Der Politologe und Historiker Raul Hilberg, 72, wuchs in Wien auf. 1939 flüchteten er und seine Familie über Kuba in die USA. Nach dem Zweiten Weltkrieg war Hilberg einer der ersten Wissenschaftler, die mit deutschen Originalquellen arbeiteten. Bereits 1961 veröffentlichte er in den USA sein epochales Standardwerk «Die Vernichtung der europäischen Juden». Heute lehrt Hilberg Politologie an der University of Vermont.

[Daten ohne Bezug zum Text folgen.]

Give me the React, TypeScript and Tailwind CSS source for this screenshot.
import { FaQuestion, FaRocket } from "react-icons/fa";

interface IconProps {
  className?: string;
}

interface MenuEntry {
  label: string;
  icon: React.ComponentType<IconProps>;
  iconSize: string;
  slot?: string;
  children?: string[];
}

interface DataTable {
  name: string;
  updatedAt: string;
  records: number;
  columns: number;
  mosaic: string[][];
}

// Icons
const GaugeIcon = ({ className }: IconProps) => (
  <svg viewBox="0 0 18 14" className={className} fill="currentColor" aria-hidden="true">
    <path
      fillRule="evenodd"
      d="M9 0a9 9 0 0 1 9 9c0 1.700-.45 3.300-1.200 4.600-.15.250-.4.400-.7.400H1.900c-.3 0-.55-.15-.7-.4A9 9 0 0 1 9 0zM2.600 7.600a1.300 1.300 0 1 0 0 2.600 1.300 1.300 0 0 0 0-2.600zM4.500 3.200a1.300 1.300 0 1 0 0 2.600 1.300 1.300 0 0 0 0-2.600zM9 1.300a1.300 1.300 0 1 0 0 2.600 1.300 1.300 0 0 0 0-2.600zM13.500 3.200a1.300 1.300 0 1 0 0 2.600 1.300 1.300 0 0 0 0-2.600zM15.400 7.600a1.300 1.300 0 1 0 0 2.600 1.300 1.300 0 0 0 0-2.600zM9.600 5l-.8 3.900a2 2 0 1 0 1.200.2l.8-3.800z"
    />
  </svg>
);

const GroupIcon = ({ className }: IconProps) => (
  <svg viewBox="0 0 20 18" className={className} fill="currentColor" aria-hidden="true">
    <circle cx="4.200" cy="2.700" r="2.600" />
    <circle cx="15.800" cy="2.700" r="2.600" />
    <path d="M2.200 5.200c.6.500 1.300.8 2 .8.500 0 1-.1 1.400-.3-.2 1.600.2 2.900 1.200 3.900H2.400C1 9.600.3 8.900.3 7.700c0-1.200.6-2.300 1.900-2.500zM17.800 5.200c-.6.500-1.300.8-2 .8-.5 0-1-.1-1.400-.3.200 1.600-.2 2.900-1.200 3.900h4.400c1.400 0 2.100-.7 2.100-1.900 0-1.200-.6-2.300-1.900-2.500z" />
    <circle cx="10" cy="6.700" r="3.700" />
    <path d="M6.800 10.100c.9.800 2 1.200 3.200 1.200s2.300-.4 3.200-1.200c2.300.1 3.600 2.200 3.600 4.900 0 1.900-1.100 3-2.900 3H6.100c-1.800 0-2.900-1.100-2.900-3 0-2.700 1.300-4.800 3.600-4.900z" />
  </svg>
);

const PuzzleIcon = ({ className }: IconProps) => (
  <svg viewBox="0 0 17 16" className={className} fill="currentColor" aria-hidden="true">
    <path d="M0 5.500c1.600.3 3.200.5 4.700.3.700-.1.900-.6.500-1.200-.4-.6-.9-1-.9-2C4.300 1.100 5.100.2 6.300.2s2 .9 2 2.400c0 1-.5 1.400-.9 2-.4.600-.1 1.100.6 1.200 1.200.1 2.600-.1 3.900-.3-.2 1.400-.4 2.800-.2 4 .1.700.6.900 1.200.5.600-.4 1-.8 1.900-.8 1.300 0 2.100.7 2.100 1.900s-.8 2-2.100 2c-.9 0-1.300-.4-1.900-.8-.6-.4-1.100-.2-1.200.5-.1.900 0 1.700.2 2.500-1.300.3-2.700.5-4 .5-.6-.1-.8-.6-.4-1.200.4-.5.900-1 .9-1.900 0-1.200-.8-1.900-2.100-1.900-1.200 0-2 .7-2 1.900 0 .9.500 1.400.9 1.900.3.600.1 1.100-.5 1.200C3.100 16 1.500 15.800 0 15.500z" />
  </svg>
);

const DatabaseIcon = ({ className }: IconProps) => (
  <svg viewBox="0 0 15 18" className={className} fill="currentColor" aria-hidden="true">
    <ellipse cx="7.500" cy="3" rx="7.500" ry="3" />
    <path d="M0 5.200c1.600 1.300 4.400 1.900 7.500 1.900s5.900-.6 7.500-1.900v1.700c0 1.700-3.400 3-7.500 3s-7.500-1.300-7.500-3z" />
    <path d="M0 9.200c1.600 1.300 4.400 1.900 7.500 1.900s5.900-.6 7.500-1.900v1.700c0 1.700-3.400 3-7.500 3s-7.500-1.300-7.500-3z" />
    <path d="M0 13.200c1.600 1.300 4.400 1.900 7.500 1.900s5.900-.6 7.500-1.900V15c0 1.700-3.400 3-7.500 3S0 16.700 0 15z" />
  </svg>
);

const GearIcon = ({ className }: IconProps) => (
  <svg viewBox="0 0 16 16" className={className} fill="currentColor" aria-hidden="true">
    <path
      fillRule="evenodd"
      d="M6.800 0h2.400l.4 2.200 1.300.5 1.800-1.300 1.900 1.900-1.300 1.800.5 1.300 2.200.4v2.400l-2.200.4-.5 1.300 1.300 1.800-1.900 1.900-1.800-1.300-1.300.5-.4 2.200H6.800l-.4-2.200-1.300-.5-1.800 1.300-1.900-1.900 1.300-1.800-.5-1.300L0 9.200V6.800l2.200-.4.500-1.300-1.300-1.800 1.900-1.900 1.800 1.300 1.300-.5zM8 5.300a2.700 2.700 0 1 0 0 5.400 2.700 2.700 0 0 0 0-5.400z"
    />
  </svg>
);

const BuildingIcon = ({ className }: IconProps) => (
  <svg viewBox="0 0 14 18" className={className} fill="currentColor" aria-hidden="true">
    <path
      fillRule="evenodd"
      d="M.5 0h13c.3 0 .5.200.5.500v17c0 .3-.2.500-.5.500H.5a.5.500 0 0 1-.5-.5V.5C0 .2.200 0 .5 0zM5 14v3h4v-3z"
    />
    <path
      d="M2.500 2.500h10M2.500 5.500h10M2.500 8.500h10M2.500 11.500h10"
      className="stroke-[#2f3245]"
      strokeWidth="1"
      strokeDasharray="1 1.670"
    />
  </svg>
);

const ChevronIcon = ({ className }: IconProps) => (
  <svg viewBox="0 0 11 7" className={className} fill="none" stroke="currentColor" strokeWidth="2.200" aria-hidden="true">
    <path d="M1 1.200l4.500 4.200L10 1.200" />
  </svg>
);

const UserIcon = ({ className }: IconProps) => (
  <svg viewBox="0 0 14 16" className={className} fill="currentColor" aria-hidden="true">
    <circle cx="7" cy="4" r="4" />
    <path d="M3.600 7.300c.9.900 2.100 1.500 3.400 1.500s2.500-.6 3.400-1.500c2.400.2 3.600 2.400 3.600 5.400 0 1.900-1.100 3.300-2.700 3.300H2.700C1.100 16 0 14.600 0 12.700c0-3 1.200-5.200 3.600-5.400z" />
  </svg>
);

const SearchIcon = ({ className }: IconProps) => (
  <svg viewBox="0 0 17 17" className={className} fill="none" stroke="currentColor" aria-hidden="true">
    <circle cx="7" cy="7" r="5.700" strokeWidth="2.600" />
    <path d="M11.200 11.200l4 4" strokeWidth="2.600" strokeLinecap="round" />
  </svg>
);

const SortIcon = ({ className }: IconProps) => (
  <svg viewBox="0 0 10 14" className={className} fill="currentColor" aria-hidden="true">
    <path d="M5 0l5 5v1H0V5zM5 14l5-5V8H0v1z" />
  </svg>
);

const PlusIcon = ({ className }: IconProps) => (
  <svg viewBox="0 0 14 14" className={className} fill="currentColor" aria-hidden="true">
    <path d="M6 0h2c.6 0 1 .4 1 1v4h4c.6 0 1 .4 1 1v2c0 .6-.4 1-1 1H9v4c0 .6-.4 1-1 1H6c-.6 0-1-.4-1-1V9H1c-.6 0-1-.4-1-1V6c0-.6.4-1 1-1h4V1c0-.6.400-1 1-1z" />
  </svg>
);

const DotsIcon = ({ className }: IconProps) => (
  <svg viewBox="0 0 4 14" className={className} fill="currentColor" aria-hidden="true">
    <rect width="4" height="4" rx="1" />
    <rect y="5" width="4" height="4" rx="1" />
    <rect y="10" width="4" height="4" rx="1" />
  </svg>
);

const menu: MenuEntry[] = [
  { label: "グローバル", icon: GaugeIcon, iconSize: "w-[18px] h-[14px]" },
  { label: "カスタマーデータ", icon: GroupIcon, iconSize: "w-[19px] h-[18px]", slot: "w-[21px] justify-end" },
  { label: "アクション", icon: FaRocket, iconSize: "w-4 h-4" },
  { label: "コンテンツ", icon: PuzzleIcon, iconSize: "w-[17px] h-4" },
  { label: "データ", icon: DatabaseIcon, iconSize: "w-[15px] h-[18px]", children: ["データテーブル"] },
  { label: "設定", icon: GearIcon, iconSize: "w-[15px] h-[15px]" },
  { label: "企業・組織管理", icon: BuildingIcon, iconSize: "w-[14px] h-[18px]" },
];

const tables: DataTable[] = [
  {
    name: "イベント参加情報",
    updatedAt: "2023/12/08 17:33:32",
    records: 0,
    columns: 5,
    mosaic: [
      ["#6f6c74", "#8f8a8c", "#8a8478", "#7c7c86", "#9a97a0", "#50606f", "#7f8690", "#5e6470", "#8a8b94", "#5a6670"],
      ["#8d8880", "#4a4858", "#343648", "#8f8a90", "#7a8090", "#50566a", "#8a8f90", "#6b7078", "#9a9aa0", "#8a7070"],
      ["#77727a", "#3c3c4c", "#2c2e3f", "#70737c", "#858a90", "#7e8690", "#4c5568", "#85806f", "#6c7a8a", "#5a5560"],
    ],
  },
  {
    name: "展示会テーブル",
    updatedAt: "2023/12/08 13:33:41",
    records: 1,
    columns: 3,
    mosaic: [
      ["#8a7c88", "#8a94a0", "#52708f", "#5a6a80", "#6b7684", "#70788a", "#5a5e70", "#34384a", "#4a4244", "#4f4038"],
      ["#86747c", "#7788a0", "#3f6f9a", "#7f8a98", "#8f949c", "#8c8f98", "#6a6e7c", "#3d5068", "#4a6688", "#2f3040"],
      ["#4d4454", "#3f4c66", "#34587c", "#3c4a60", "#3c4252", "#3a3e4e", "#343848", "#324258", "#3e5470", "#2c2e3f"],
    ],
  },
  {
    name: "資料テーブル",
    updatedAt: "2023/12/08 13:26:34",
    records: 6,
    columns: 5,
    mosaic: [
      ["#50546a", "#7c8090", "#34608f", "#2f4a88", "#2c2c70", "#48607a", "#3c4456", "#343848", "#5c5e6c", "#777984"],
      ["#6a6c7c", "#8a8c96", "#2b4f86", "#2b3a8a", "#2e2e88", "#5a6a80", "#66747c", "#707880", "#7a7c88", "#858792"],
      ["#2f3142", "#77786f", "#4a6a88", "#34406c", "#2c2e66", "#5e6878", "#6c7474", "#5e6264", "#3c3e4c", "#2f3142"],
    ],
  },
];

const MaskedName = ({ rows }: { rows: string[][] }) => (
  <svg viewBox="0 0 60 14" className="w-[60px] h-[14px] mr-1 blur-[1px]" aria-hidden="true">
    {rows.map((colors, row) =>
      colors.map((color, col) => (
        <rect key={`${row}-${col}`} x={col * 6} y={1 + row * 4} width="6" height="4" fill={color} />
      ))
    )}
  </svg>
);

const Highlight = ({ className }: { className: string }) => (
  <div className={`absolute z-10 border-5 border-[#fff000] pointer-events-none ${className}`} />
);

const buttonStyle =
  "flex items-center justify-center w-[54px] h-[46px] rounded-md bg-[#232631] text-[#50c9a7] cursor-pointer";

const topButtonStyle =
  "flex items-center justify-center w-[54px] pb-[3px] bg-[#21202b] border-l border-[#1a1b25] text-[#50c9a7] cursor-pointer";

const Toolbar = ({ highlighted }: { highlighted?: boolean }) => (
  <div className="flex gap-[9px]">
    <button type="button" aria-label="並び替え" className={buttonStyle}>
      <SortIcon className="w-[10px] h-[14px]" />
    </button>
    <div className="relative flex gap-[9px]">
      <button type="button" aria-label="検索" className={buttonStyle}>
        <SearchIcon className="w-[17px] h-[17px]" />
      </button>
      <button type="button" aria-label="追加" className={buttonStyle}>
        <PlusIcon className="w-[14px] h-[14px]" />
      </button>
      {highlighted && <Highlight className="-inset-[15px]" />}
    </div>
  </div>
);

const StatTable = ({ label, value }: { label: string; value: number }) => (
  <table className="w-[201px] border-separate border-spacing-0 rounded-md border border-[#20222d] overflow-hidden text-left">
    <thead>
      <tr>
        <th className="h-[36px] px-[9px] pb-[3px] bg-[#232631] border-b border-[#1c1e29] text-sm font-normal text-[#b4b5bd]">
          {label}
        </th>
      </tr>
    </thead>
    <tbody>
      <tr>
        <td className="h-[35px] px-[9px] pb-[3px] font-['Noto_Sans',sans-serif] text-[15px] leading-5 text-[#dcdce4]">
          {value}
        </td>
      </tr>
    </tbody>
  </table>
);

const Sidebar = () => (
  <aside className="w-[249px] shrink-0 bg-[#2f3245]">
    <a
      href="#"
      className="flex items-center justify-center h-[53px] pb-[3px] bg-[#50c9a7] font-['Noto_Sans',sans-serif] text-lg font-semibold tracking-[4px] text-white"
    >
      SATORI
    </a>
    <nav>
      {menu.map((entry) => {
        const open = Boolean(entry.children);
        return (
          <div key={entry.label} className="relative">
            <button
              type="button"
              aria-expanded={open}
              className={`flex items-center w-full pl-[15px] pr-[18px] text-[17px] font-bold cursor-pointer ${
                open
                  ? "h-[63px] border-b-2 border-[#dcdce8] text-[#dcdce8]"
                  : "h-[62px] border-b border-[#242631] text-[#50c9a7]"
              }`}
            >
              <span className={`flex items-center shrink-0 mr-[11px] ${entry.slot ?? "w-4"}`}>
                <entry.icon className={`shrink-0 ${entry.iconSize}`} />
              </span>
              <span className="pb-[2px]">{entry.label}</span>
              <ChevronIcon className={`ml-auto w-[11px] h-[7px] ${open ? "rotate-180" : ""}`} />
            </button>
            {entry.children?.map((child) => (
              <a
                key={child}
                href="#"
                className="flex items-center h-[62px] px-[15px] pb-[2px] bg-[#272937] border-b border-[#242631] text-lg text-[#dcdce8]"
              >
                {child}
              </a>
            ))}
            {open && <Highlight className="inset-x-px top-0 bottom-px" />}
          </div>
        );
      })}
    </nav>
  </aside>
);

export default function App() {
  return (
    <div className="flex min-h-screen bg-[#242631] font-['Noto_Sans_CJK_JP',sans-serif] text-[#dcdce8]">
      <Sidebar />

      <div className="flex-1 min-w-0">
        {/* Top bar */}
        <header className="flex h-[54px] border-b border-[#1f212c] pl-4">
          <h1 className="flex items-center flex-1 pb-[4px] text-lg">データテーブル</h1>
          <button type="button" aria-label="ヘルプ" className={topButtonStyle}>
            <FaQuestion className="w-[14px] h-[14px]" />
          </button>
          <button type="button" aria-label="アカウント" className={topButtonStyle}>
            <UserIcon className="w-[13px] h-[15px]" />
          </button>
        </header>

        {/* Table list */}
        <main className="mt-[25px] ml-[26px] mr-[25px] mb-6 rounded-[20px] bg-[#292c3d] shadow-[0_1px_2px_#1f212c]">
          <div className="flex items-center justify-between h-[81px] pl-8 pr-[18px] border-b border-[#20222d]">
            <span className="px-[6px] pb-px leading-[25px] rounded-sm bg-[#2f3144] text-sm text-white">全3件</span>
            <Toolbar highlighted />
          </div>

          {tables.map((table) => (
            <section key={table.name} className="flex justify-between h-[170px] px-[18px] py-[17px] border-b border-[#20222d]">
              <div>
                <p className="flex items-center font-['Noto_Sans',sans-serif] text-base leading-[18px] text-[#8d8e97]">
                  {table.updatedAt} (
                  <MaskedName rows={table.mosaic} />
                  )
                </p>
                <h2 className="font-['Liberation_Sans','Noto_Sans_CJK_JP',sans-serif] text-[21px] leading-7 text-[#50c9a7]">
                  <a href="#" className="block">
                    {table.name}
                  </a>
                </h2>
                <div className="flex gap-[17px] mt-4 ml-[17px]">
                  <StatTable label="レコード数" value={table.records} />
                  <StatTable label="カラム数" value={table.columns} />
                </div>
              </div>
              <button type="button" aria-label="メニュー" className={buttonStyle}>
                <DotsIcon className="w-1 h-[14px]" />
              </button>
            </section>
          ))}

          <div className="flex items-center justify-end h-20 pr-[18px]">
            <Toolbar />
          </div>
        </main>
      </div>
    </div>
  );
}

Professor Hilberg, welche historische Bedeutung hat der Holocaust?
Raul Hilberg: Eine einzigartige, die es unbedingt gesondert zu untersuchen gilt.

Dann befürworten Sie Holocaust-Studien an US-Universitäten?
Hilberg: Ja – wenn diese ein hohes akademisches Niveau erreichen, das heisst, wenn sie einem wissenschaftlichen, nicht einem politischen Zweck dienen.

Wer Holocaust-Studien gutheisst, überlasse die Definition der Jüdinnen und Juden Hitler, wird entgegnet.
Hilberg: Hitler bestimmt die heutige Wahrnehmung des Judentums. Er hat wie kein anderer die jüdische Geschichte verändert. Alles andere ist Nostalgie.

Es gibt eine reiche jüdische und jiddische Wissenschaft und Literatur.
Hilberg: Die meisten jiddischen Stimmen verstummten in den Gaskammern. Die Nostalgiker wollen jetzt etwas bewahren, dass es längst nicht mehr gibt.

Diese angeblichen Nostalgiker sagen aber: Junge Studierende erhielten sonst ein allzu einseitiges Bild der Juden.
Hilberg: Das sagen Professoren, die ihren Studierenden von osteuropäischen Dörfern erzählen, in denen im letzten Jahrhundert die Juden nur beteten. Das ist einseitig. Zudem: Der Holocaust gehört längst nicht mehr nur den Juden allein. Viele Studierende sollten sich intensiv damit befassen.

Holocaust-Studien, sagen deren Gegner, würden dazu führen, dass man das jüdische Volk nur als Opfer sehe.
Hilberg: Die Wahrheit muss brutal gesagt werden: Die Juden waren die Opfer.